### Short exercise:
Your copy should hold exactly the lines from the one containing "Emit a component" to the one containing "string; level: 0", inclusive, with no pictures.

### Records provided:
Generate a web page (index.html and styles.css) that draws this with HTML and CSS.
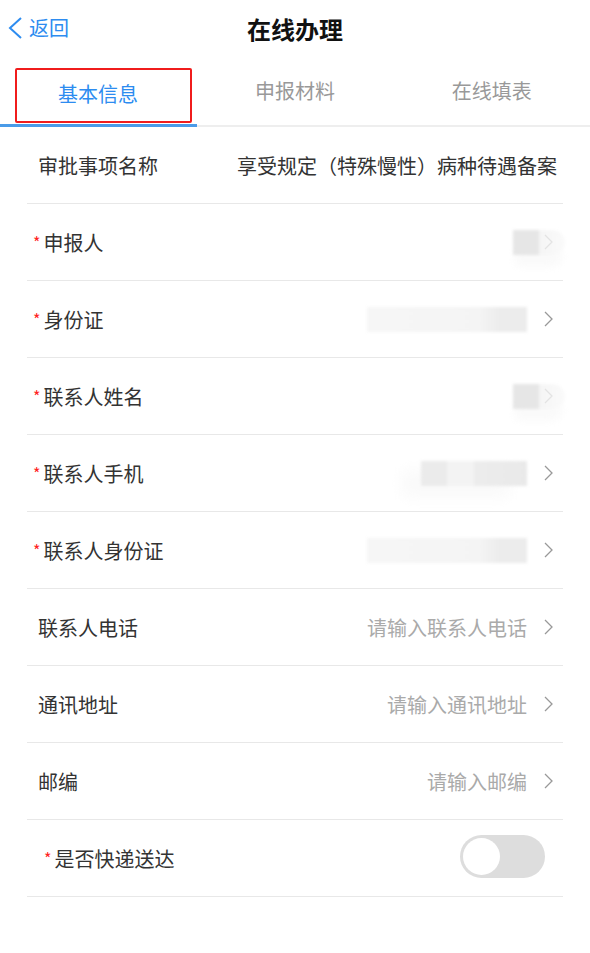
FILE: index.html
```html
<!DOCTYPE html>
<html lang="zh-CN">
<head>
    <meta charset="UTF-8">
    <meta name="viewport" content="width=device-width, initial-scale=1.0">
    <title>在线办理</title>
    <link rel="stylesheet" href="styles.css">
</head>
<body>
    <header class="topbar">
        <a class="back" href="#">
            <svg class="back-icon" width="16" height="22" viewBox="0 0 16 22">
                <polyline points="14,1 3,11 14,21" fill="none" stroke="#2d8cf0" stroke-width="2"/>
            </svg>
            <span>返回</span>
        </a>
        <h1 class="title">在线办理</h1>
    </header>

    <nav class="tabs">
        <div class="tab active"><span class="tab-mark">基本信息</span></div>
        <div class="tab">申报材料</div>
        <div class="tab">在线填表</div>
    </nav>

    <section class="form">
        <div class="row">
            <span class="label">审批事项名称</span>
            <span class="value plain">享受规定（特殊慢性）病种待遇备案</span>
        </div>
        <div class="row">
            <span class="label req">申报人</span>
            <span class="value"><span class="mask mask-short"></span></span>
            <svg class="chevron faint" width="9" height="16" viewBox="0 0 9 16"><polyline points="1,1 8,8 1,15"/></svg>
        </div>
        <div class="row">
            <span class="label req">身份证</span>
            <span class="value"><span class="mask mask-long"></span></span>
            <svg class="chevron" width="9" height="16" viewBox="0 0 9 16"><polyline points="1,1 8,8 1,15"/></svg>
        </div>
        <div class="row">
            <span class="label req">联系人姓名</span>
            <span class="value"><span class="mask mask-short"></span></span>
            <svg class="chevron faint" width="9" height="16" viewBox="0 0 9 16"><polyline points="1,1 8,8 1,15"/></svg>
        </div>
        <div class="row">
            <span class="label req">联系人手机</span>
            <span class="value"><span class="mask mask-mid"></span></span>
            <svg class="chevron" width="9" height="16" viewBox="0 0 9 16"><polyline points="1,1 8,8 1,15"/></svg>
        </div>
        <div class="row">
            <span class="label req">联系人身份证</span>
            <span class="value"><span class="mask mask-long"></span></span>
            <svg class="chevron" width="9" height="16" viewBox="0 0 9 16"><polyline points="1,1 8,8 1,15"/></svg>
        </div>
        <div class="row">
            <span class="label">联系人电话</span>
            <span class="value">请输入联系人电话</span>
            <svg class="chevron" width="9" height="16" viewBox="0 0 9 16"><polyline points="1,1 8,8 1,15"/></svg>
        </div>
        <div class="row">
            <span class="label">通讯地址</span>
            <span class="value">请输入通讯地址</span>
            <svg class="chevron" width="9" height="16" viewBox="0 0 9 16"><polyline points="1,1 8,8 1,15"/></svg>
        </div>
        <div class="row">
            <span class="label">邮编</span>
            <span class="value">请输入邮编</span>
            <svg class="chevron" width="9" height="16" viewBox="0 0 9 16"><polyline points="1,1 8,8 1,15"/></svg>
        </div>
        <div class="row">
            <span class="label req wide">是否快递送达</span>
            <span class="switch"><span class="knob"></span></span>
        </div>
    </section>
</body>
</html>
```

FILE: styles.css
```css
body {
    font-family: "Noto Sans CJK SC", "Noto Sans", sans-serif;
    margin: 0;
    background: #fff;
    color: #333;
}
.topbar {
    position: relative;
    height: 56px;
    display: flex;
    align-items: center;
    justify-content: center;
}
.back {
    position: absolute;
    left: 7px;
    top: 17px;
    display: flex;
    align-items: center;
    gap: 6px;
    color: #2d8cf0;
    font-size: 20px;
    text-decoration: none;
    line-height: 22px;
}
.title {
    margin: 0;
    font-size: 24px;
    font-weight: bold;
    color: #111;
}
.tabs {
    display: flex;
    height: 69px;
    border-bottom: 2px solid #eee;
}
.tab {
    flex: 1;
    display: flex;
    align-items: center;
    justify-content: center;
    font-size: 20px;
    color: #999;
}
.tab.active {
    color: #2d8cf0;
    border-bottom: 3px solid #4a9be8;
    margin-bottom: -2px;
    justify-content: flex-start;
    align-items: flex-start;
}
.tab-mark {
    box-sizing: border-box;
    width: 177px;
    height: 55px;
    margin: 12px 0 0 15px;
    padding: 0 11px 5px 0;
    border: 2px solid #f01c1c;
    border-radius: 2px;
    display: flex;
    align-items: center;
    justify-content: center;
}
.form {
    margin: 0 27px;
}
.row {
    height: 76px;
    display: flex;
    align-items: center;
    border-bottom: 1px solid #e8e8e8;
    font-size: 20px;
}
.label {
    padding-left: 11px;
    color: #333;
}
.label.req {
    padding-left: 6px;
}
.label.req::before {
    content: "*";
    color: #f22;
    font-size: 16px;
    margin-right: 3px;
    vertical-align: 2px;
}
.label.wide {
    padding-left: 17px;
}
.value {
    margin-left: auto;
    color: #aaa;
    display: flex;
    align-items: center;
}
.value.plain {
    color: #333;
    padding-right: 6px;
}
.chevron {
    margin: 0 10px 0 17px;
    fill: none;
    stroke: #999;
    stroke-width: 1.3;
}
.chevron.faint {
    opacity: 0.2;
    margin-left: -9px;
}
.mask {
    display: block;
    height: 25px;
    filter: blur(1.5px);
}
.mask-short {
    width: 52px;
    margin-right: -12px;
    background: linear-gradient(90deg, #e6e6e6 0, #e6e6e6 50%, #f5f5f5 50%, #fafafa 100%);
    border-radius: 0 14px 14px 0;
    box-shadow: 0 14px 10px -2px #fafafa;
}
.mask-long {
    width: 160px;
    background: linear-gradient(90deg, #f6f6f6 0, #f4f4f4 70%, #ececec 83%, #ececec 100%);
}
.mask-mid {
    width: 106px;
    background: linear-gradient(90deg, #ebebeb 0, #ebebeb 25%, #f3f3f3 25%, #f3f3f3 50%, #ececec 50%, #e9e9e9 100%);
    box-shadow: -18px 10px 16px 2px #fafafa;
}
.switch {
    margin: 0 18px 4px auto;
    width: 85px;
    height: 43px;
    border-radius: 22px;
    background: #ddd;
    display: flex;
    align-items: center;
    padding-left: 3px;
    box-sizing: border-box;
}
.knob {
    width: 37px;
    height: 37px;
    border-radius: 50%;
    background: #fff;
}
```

* * *

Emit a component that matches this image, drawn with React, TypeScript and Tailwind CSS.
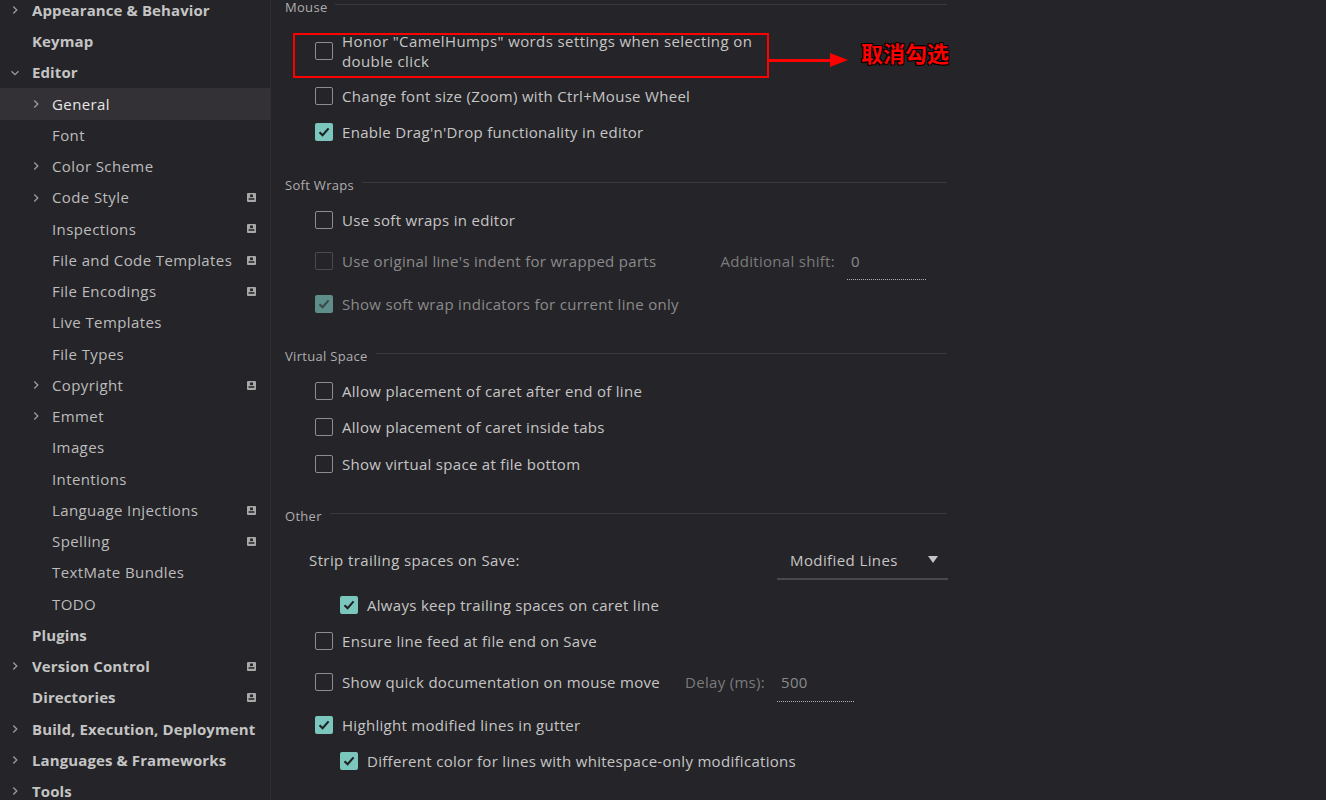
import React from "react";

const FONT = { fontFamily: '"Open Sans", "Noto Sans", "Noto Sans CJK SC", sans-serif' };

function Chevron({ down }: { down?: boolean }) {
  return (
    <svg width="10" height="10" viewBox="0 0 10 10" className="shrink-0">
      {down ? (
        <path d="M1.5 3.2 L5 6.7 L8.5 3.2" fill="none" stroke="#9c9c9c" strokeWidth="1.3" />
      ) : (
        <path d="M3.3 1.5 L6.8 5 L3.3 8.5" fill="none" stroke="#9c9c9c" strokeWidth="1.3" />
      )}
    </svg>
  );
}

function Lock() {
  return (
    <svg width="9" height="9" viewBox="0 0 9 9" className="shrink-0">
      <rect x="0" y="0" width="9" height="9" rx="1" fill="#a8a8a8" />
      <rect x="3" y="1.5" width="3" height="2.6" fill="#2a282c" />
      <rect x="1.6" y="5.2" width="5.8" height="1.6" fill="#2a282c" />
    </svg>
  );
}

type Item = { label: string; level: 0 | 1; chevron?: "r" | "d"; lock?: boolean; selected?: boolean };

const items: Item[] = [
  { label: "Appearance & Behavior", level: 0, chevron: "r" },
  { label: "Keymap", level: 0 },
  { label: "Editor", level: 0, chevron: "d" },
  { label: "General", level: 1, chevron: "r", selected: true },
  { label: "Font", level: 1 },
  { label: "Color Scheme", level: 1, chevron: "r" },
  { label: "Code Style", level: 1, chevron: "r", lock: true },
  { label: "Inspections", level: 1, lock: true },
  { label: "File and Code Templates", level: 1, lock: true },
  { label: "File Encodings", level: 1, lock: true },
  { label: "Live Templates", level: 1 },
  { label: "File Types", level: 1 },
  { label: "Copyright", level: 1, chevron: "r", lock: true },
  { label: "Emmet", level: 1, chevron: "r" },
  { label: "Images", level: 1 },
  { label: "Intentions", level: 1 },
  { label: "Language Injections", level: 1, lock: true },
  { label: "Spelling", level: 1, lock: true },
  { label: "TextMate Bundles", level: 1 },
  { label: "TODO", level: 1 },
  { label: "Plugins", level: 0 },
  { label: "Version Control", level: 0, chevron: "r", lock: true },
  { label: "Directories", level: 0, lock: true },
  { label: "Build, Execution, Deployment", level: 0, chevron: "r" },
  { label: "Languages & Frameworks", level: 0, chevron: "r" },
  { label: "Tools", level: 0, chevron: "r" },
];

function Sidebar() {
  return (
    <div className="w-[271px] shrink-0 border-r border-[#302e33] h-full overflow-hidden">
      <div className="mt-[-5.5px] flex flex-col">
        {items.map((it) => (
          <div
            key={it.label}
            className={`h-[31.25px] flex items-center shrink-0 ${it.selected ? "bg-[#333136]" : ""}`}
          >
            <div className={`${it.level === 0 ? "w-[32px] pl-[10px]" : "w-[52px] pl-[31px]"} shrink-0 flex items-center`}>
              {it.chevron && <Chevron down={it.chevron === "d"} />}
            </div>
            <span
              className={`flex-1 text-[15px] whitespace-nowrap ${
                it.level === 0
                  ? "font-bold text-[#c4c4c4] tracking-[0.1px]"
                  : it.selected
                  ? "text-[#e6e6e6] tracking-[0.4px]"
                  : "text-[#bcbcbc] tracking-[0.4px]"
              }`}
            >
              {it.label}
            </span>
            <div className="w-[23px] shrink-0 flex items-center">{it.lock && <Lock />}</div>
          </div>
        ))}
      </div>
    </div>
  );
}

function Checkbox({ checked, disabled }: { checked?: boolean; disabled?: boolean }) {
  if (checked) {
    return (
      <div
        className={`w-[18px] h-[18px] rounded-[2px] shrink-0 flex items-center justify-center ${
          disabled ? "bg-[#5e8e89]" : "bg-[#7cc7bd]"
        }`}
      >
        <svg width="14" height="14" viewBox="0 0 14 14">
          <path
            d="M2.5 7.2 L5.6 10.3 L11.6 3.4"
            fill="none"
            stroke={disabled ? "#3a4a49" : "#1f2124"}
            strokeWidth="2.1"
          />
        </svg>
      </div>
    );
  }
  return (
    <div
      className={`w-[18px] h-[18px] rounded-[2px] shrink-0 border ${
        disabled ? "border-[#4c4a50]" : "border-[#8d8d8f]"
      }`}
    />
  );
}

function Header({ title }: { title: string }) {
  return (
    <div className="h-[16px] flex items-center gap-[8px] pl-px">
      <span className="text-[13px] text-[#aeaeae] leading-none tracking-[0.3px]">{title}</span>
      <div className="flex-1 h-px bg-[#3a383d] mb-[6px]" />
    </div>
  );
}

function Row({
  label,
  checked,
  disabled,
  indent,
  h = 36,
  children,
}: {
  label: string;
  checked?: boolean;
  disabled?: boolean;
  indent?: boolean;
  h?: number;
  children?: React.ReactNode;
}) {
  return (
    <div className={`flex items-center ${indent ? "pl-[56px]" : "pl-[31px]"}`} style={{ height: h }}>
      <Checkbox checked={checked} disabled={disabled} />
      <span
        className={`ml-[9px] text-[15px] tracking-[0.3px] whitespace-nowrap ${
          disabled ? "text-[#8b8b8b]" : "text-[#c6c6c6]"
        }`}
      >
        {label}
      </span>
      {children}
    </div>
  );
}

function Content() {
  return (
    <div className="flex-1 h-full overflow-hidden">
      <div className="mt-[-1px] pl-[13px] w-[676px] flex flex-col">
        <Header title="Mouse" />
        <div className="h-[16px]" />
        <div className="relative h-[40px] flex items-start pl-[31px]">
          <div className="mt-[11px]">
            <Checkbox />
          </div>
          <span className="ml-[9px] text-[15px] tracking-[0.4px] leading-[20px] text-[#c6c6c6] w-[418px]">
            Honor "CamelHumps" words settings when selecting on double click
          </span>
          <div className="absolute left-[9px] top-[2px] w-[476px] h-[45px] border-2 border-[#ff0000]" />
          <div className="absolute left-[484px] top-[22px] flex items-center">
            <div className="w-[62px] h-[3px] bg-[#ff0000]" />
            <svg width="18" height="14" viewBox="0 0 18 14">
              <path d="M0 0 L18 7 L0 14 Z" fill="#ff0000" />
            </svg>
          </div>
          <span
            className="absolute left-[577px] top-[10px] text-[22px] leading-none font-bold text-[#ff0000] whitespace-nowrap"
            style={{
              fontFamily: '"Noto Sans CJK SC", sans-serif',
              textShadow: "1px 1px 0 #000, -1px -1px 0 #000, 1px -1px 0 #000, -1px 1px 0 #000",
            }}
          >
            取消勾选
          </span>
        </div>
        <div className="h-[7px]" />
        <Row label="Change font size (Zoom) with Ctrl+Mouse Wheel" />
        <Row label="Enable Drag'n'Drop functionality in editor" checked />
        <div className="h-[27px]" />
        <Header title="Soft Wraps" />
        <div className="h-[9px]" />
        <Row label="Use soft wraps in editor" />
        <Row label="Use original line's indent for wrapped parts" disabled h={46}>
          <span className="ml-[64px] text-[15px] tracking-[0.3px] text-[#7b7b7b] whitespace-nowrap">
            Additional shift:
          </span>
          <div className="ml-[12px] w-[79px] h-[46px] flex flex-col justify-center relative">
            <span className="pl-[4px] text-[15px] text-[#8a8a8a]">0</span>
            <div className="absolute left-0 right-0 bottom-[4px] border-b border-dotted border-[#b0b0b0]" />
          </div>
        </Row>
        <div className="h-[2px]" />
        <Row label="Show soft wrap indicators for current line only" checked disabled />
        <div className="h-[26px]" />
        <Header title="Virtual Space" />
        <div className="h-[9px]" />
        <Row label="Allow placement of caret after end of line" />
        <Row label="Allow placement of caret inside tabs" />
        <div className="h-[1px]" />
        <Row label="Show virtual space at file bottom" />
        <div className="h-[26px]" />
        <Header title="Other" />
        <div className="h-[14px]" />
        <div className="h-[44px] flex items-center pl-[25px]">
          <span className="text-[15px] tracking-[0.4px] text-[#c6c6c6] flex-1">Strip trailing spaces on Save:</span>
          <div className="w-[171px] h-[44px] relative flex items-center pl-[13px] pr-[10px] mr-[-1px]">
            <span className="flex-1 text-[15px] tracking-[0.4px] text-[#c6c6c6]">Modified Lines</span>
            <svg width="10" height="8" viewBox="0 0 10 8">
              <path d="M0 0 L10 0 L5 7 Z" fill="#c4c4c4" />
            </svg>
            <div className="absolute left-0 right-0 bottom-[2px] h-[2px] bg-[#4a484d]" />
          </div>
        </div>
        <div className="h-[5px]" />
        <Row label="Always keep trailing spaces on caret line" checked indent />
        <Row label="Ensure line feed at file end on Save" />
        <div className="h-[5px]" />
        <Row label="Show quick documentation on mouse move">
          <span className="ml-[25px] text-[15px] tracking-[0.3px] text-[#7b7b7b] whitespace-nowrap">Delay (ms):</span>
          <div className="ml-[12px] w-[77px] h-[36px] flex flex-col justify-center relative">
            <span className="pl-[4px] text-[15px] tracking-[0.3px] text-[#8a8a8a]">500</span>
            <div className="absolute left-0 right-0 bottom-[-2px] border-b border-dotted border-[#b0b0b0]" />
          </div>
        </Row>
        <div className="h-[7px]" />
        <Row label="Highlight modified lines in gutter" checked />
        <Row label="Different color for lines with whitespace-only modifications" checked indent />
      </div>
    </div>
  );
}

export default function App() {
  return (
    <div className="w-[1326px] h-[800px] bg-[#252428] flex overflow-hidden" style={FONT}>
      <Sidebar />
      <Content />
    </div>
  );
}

* * *

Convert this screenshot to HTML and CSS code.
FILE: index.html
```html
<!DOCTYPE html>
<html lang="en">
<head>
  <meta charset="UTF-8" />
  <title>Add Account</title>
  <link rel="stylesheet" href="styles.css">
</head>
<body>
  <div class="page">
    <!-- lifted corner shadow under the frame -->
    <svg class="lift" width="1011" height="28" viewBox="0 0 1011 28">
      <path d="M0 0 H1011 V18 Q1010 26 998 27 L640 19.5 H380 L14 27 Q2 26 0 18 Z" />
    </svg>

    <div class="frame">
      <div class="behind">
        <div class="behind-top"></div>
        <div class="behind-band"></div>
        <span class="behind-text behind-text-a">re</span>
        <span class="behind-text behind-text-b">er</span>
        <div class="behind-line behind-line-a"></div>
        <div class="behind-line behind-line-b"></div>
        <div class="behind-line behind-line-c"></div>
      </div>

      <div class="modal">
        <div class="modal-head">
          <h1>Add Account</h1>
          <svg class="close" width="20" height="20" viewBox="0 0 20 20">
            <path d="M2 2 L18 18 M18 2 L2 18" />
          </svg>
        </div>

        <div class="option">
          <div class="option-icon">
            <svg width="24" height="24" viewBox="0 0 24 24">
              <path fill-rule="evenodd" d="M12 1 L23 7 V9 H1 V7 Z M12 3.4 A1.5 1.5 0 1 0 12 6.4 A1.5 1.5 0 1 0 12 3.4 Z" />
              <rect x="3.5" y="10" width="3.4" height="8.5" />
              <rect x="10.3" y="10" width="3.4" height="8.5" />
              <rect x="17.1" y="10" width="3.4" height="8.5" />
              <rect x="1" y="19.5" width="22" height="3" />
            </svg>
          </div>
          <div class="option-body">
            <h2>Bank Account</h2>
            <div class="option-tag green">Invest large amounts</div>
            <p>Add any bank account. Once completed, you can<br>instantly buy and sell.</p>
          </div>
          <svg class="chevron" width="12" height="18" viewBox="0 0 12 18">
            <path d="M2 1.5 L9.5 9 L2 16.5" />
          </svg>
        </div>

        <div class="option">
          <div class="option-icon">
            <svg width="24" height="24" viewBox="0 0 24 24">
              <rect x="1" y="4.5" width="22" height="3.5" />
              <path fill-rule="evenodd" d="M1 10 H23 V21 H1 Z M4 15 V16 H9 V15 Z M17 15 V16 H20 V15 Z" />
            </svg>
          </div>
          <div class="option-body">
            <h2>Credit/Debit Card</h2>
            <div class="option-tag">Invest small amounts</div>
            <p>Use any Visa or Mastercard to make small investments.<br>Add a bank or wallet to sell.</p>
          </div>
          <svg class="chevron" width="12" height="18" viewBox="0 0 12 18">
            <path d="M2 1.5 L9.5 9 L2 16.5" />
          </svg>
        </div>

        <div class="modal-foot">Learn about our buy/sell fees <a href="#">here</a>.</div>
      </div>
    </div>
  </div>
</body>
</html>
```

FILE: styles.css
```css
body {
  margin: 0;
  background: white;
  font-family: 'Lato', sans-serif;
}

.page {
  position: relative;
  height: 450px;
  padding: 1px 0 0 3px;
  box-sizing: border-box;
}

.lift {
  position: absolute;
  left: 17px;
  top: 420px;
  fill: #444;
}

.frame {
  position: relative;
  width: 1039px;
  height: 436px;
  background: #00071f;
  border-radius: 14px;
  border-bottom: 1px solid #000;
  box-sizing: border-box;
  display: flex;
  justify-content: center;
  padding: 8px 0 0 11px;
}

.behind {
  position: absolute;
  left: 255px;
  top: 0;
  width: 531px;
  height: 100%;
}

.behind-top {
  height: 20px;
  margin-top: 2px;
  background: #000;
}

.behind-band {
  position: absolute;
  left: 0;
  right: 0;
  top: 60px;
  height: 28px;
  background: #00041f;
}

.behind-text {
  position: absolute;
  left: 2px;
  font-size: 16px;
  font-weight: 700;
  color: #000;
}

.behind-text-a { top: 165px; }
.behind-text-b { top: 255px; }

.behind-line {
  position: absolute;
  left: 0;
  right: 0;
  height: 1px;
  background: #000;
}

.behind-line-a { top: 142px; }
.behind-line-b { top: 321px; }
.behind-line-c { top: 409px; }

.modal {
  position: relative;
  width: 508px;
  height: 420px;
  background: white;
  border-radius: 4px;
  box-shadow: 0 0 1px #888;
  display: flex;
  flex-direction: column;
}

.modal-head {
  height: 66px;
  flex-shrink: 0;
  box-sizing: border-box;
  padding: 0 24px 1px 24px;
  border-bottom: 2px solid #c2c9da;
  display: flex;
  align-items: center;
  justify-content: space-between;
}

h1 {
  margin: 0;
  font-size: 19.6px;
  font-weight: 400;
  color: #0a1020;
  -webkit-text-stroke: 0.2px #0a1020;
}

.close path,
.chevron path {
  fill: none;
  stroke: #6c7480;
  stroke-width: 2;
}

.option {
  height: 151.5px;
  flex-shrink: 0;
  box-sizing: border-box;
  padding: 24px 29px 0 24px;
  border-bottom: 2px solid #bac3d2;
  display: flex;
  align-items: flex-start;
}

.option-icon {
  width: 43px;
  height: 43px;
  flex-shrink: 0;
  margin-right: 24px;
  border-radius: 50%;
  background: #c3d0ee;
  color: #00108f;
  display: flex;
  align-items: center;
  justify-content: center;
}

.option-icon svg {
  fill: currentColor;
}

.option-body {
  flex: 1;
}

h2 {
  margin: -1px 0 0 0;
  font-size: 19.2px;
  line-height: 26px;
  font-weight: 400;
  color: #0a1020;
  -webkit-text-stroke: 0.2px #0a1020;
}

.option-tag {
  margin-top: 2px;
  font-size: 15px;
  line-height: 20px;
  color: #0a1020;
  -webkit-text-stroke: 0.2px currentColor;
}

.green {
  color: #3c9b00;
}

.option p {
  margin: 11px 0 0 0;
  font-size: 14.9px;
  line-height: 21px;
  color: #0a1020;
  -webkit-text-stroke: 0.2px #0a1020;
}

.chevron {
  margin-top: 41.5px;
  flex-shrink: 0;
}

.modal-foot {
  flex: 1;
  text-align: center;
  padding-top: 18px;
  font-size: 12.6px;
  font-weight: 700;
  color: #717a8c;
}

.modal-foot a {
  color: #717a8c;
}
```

### Answer:
Emit a component that matches this image, drawn with React, TypeScript and Tailwind CSS.
import React from "react";

const FONT = { fontFamily: '"Open Sans", "Noto Sans", "Noto Sans CJK SC", sans-serif' };

function Chevron({ down }: { down?: boolean }) {
  return (
    <svg width="10" height="10" viewBox="0 0 10 10" className="shrink-0">
      {down ? (
        <path d="M1.5 3.2 L5 6.7 L8.5 3.2" fill="none" stroke="#9c9c9c" strokeWidth="1.3" />
      ) : (
        <path d="M3.3 1.5 L6.8 5 L3.3 8.5" fill="none" stroke="#9c9c9c" strokeWidth="1.3" />
      )}
    </svg>
  );
}

function Lock() {
  return (
    <svg width="9" height="9" viewBox="0 0 9 9" className="shrink-0">
      <rect x="0" y="0" width="9" height="9" rx="1" fill="#a8a8a8" />
      <rect x="3" y="1.5" width="3" height="2.6" fill="#2a282c" />
      <rect x="1.6" y="5.2" width="5.8" height="1.6" fill="#2a282c" />
    </svg>
  );
}

type Item = { label: string; level: 0 | 1; chevron?: "r" | "d"; lock?: boolean; selected?: boolean };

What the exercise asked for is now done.